Eduardo José Blandón Ruiz

La frontera que separa el campo de la ciudad no es exactamente física. No es una distancia ni un obstáculo insuperable que nos impida crear vínculos. Los citadinos padecemos más bien de una especie de ceguera que nos impide considerar lo que aparece en nuestras narices. Una privación que nos vuelve insensibles a la percepción de algo más que evidente.

La Guatemala profunda no existe en el imaginario capitalino (en general) no solo por desconocimiento, sino porque no nos interesa. Hay algo en ello quizá que nos causa repulsa que involuntariamente produce esa ausencia vergonzosa en nuestros espíritus.  Vemos lo que queremos ver: paisajes hermosos, colores y gente trabajadora, pero todo con folclor, poesía, llenos de imaginación y ensueño.

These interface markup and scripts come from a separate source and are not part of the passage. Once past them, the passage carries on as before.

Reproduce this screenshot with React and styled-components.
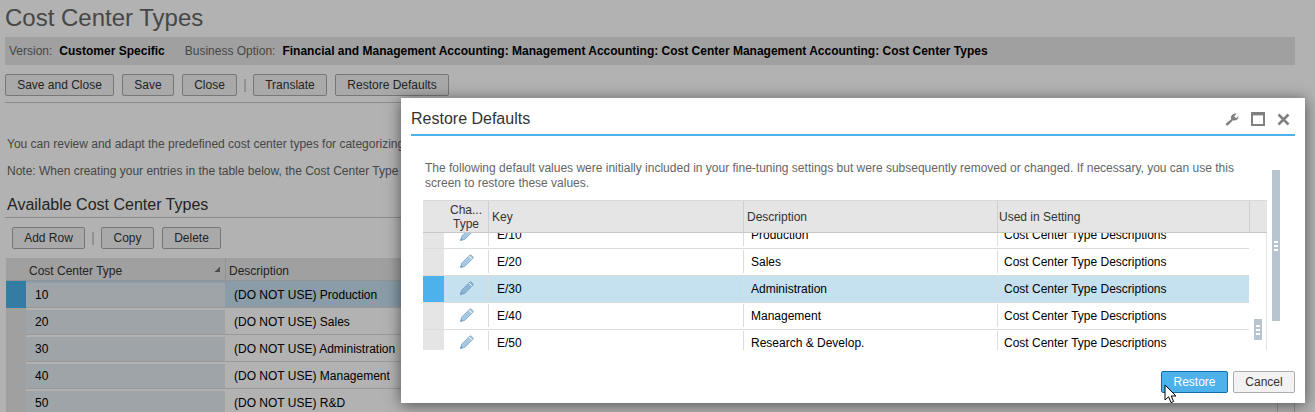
import React from 'react'
import styled, { createGlobalStyle } from 'styled-components'

const GlobalStyle = createGlobalStyle`
  html, body {
    margin: 0;
    padding: 0;
    background: #fff;
  }
  body {
    font-family: "Liberation Sans", Arial, sans-serif;
    font-size: 12px;
    color: #333;
    overflow: hidden;
  }
`

const Screen = styled.div`
  position: relative;
  width: 1315px;
  height: 412px;
  overflow: hidden;
`

const Page = styled.div`
  padding: 4px 20px 0 5px;
`

const PageTitle = styled.h1`
  margin: 0;
  height: 33px;
  font-size: 24px;
  line-height: 27px;
  font-weight: 400;
  color: #666;
`

const InfoBar = styled.div`
  display: flex;
  align-items: center;
  height: 28px;
  padding-left: 4px;
  background: #e5e5e5;
  color: #666;
`

const InfoLabel = styled.span`
  margin-right: 7px;
  &:not(:first-child) {
    margin-left: 20px;
  }
`

const InfoValue = styled.b`
  color: #000;
`

const Toolbar = styled.div`
  display: flex;
  align-items: center;
  gap: 8px;
  height: 22px;
  margin: ${p => p.$margin || 0};
`

const Button = styled.button`
  box-sizing: border-box;
  width: ${p => p.$w}px;
  height: 22px;
  padding: 0;
  border: 1px solid #ababab;
  border-radius: 2px;
  background: #f2f2f2;
  color: #333;
  font: 12px "Liberation Sans", Arial, sans-serif;
`

const ToolSep = styled.span`
  width: 2px;
  height: 13px;
  background: #d0d0d0;
  margin: 0 -1px;
`

const Rule = styled.div`
  height: 1px;
  background: #c8c8c8;
  margin: ${p => p.$margin};
`

const Para = styled.p`
  margin: 0 0 12px 2px;
  height: 15px;
  line-height: 15px;
  color: #666;
  white-space: nowrap;
`

const SectionTitle = styled.h2`
  margin: 16px 0 0 2px;
  height: 22px;
  font-size: 16px;
  line-height: 20px;
  font-weight: 400;
  color: #333;
`

const BgTable = styled.div`
  margin: 9px 0 0 1px;
  width: 1289px;
`

const BgHead = styled.div`
  display: grid;
  grid-template-columns: 20px 199px 1fr 18px;
  height: 23px;
  background: #e5e5e5;
  border-bottom: 1px solid #cdd5da;
  box-sizing: border-box;
  color: #333;
  line-height: 26px;
`

const BgHeadCell = styled.div`
  position: relative;
  padding-left: ${p => p.$pad || 3}px;
  border-left: ${p => (p.$line ? '1px solid #d3d3d3' : 0)};
`

const SortMark = styled.span`
  position: absolute;
  right: 5px;
  top: 9px;
  width: 5px;
  height: 4px;
  border-bottom: 1px solid #666;
  background: linear-gradient(135deg, transparent 50%, #777 50%);
`

const BgRow = styled.div`
  display: grid;
  grid-template-columns: 20px 199px 1fr 18px;
  height: 27px;
  box-sizing: border-box;
  border-bottom: 1px solid #dcdcdc;
  background: ${p => (p.$selected ? '#c5e0ef' : '#fff')};
  color: #000;
  line-height: 28px;
`

const RowMark = styled.div`
  background: ${p => (p.$selected ? '#4db2ec' : '#e5e5e5')};
`

const InputCell = styled.div`
  margin: 2px 0 2px 0;
  padding-left: 9px;
  background: #e2ebf1;
  line-height: 24px;
`

const TextCell = styled.div`
  padding-left: ${p => p.$pad || 9}px;
  white-space: nowrap;
  overflow: hidden;
`

const EndCell = styled.div`
  border-left: 1px solid #d3d3d3;
  border-right: 1px solid #d3d3d3;
`

const Veil = styled.div`
  position: absolute;
  inset: 0;
  background: rgba(0, 0, 0, 0.3);
`

const Dialog = styled.section`
  position: absolute;
  left: 401px;
  top: 98px;
  width: 904px;
  height: 305px;
  box-sizing: border-box;
  padding: 0 10px;
  background: #fff;
  box-shadow: 0 2px 14px rgba(0, 0, 0, 0.55);
  display: flex;
  flex-direction: column;
`

const DialogHead = styled.header`
  display: flex;
  align-items: center;
  justify-content: space-between;
  flex: none;
  height: 38px;
  box-sizing: border-box;
  padding-top: 6px;
  border-bottom: 2px solid #4db2ec;
`

const DialogTitle = styled.h3`
  margin: 0;
  font-size: 16px;
  font-weight: 400;
  color: #333;
`

const HeadIcons = styled.div`
  display: flex;
  align-items: center;
  gap: 12px;
  margin-right: 5px;
`

const DialogBody = styled.div`
  display: grid;
  grid-template-columns: 844px 1fr;
  grid-template-rows: 39px 1fr;
  column-gap: 5px;
  padding: 25px 0 0 12px;
  flex: 1;
  min-height: 0;
`

const Intro = styled.p`
  grid-column: 1;
  margin: 0 0 0 2px;
  line-height: 15px;
  color: #666;
`

const OuterScroll = styled.div`
  grid-column: 2;
  grid-row: 1 / span 2;
  align-self: start;
  display: flex;
  align-items: center;
  justify-content: center;
  width: 8px;
  height: 151px;
  margin-top: 9px;
  background: #b8c4cf;
`

const Grip = styled.span`
  width: 4px;
  height: 10px;
  background: repeating-linear-gradient(#fff 0 2px, transparent 2px 4px);
`

const PickTable = styled.div`
  grid-column: 1;
  width: 844px;
  height: 150px;
  overflow: hidden;
`

const PickHead = styled.div`
  display: grid;
  grid-template-columns: 21px 44px 255px 254px 252px 18px;
  height: 33px;
  box-sizing: border-box;
  background: #e5e5e5;
  border-top: 1px solid #d9d9d9;
  border-bottom: 1px solid #c8c8c8;
  color: #333;
`

const PickHeadCell = styled.div`
  display: flex;
  align-items: center;
  justify-content: ${p => (p.$center ? 'center' : 'flex-start')};
  padding-left: ${p => p.$pad ?? 0}px;
  text-align: ${p => (p.$center ? 'center' : 'left')};
  line-height: 14px;
  border-left: ${p => (p.$line ? '1px solid #cfcfcf' : 0)};
`

const PickBody = styled.div`
  position: relative;
  height: 117px;
  overflow: hidden;
`

const PickRows = styled.div`
  margin-top: -11px;
  margin-right: 18px;
`

const PickRow = styled.div`
  display: grid;
  grid-template-columns: 21px 44px 255px 254px 252px;
  height: 27px;
  box-sizing: border-box;
  background: ${p => (p.$selected ? '#c5e0ef' : '#fff')};
  border-bottom: 1px solid #dcdcdc;
  color: #000;
`

const PickCell = styled.div`
  display: flex;
  align-items: center;
  justify-content: ${p => (p.$center ? 'center' : 'flex-start')};
  padding-left: ${p => p.$pad ?? 0}px;
  margin: 1px 0 2px;
  border-left: ${p => (p.$line ? '1px solid #dcdcdc' : 0)};
`

const InnerScroll = styled.div`
  position: absolute;
  right: 5px;
  bottom: 10px;
  width: 8px;
  height: 21px;
  display: flex;
  align-items: center;
  justify-content: center;
  background: #b8c4cf;
`

const RightEdge = styled.div`
  position: absolute;
  right: 0;
  top: 0;
  bottom: 0;
  width: 1px;
  background: #e5e5e5;
`

const DialogFoot = styled.footer`
  display: flex;
  flex: none;
  justify-content: flex-end;
  gap: 5px;
  height: 32px;
`

const PrimaryButton = styled(Button)`
  background: #4db2ec;
  border-color: #0e6fa8;
  color: #fff;
`

const Cursor = styled.svg`
  position: absolute;
  left: 1164px;
  top: 384px;
`

const Pencil = ({ selected }) => (
  <svg width="15" height="15" viewBox="0 0 16 16">
    <path d="M1.5 14.5 L3 9.6 L11.4 1.2 Q12.2 .6 13 1.2 L14.8 3 Q15.4 3.8 14.8 4.6 L6.4 13 Z" fill={selected ? '#8db6d6' : '#a9c9e2'} stroke={selected ? '#6f9fc4' : '#82abcc'} strokeWidth="1" />
    <path d="M10.6 2.2 L13.8 5.4" stroke="#fff" strokeWidth="1" fill="none" />
    <path d="M1.5 14.5 L2.3 11.8 L4.2 13.7 Z" fill="#6f9cc0" />
  </svg>
)

const bgRows = [
  ['10', 'Production'],
  ['20', 'Sales'],
  ['30', 'Administration'],
  ['40', 'Management'],
  ['50', 'R&D'],
]

const pickRows = [
  ['E/10', 'Production'],
  ['E/20', 'Sales'],
  ['E/30', 'Administration'],
  ['E/40', 'Management'],
  ['E/50', 'Research & Develop.'],
]

export default function App() {
  return (
    <Screen>
      <GlobalStyle />
      <Page>
        <PageTitle>Cost Center Types</PageTitle>
        <InfoBar>
          <InfoLabel>Version:</InfoLabel>
          <InfoValue>Customer Specific</InfoValue>
          <InfoLabel>Business Option:</InfoLabel>
          <InfoValue>Financial and Management Accounting: Management Accounting: Cost Center Management Accounting: Cost Center Types</InfoValue>
        </InfoBar>
        <Toolbar $margin="9px 0 0">
          <Button $w={109}>Save and Close</Button>
          <Button $w={52}>Save</Button>
          <Button $w={55}>Close</Button>
          <ToolSep />
          <Button $w={74}>Translate</Button>
          <Button $w={114}>Restore Defaults</Button>
        </Toolbar>
        <Rule $margin="6px 0 34px" />
        <Para>You can review and adapt the predefined cost center types for categorizing</Para>
        <Para>Note: When creating your entries in the table below, the Cost Center Type</Para>
        <SectionTitle>Available Cost Center Types</SectionTitle>
        <Rule $margin="0" />
        <Toolbar $margin="9px 0 0 7px">
          <Button $w={73}>Add Row</Button>
          <ToolSep />
          <Button $w={53}>Copy</Button>
          <Button $w={59}>Delete</Button>
        </Toolbar>
        <BgTable>
          <BgHead>
            <div />
            <BgHeadCell $pad={3}>Cost Center Type<SortMark /></BgHeadCell>
            <BgHeadCell $line>Description</BgHeadCell>
            <EndCell />
          </BgHead>
          {bgRows.map(([type, name], i) => (
            <BgRow key={type} $selected={i === 0}>
              <RowMark $selected={i === 0} />
              <InputCell>{type}</InputCell>
              <TextCell>(DO NOT USE) {name}</TextCell>
              <EndCell />
            </BgRow>
          ))}
        </BgTable>
      </Page>
      <Veil />
      <Dialog>
        <DialogHead>
          <DialogTitle>Restore Defaults</DialogTitle>
          <HeadIcons>
            <svg width="14" height="14" viewBox="0 0 14 14">
              <path d="M1 11.6 L6.2 7.2 Q5.2 4 7.6 2.4 Q9.4 1.2 11.6 1.8 L9.2 4.2 L10 5.6 L11.6 6 L13.4 3.8 Q13.8 6.2 12.2 7.6 Q10.4 9.2 8 8.2 L3 13.2 Q2 13.8 1.2 13 Q.6 12.2 1 11.6 Z" fill="#808080" />
            </svg>
            <svg width="14" height="14" viewBox="0 0 14 14">
              <path d="M1 1 H13 V13 H1 Z" fill="none" stroke="#808080" strokeWidth="2" />
              <path d="M0 0 H14 V3.4 H0 Z" fill="#808080" />
            </svg>
            <svg width="13" height="13" viewBox="0 0 13 13">
              <path d="M1.5 1.5 L11.5 11.5 M11.5 1.5 L1.5 11.5" stroke="#808080" strokeWidth="2.6" />
            </svg>
          </HeadIcons>
        </DialogHead>
        <DialogBody>
          <Intro>The following default values were initially included in your fine-tuning settings but were subsequently removed or changed. If necessary, you can use this screen to restore these values.</Intro>
          <OuterScroll><Grip /></OuterScroll>
          <PickTable>
            <PickHead>
              <div />
              <PickHeadCell $center>Cha...<br />Type</PickHeadCell>
              <PickHeadCell $line $pad={3}>Key</PickHeadCell>
              <PickHeadCell $line $pad={3}>Description</PickHeadCell>
              <PickHeadCell $line $pad={1}>Used in Setting</PickHeadCell>
              <PickHeadCell $line />
            </PickHead>
            <PickBody>
              <PickRows>
                {pickRows.map(([key, text], i) => (
                  <PickRow key={key} $selected={i === 2}>
                    <RowMark $selected={i === 2} />
                    <PickCell $center><Pencil selected={i === 2} /></PickCell>
                    <PickCell $line $pad={8}>{key}</PickCell>
                    <PickCell $line $pad={7}>{text}</PickCell>
                    <PickCell $line $pad={6}>Cost Center Type Descriptions</PickCell>
                  </PickRow>
                ))}
              </PickRows>
              <InnerScroll><Grip /></InnerScroll>
              <RightEdge />
            </PickBody>
          </PickTable>
        </DialogBody>
        <DialogFoot>
          <PrimaryButton $w={67}>Restore</PrimaryButton>
          <Button $w={62}>Cancel</Button>
        </DialogFoot>
      </Dialog>
      <Cursor width="14" height="21" viewBox="0 0 14 21">
        <path d="M1 1 V16 L4.6 12.8 L7 18.6 L9.6 17.5 L7.2 12 H12 Z" fill="#fff" stroke="#000" strokeWidth="1" />
      </Cursor>
    </Screen>
  )
}
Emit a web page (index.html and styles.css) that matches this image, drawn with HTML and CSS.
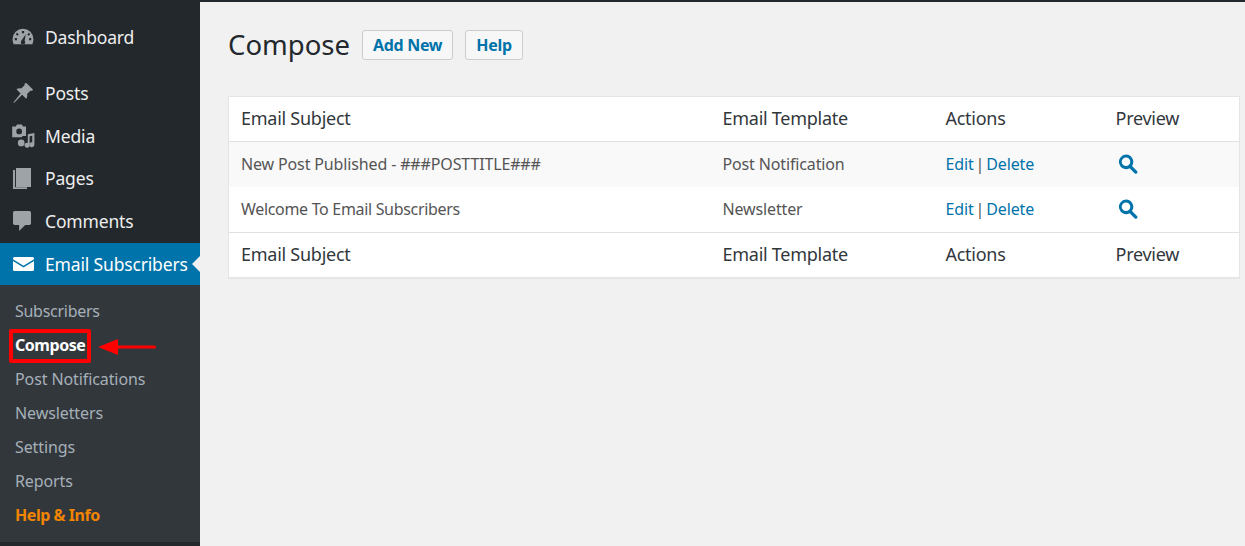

Negamos la pobreza y la rechazamos con filosofía rebuscada. Que si la pobreza es mental, que si se debe a la izquierda, que si la produce el propio hombre rural por falta de imaginación, ingenio y laboriosidad… De mala fe, por miedo o conciencia retorcida, nuestra voluntad se inclina a rechazar lo evidente, elucubra y se auto engaña para encerrarse en los castillos propios donde se vive cómodo.

Así, aunque la realidad sea palmaria y cada vez vivamos más cerca, negamos infantilmente lo que nos provoca miedo. Creamos fantasmas: izquierdistas, sindicalistas y resentidos por doquier. Nos sentimos autorizados para construir desde nuestras soberbias capacidades “nuestro país”. Apropiado y privatizado, sin márgenes de inclusión ni participación porque la democracia es una aberración que de alguna forma habría que extinguir (al menos como está planteada ahora).

Con todo hay esperanza. Las protestas públicas en las plazas en la que coincidimos nos obligan a confraternizar. La cercanía siempre hace bien. No garantiza que cambie nuestra percepción (total no hay transformaciones de un día para otro) y que seamos inclusivos y sensibles, pero es bueno que nuestra piel experimente otros hechos. Vamos por buen camino.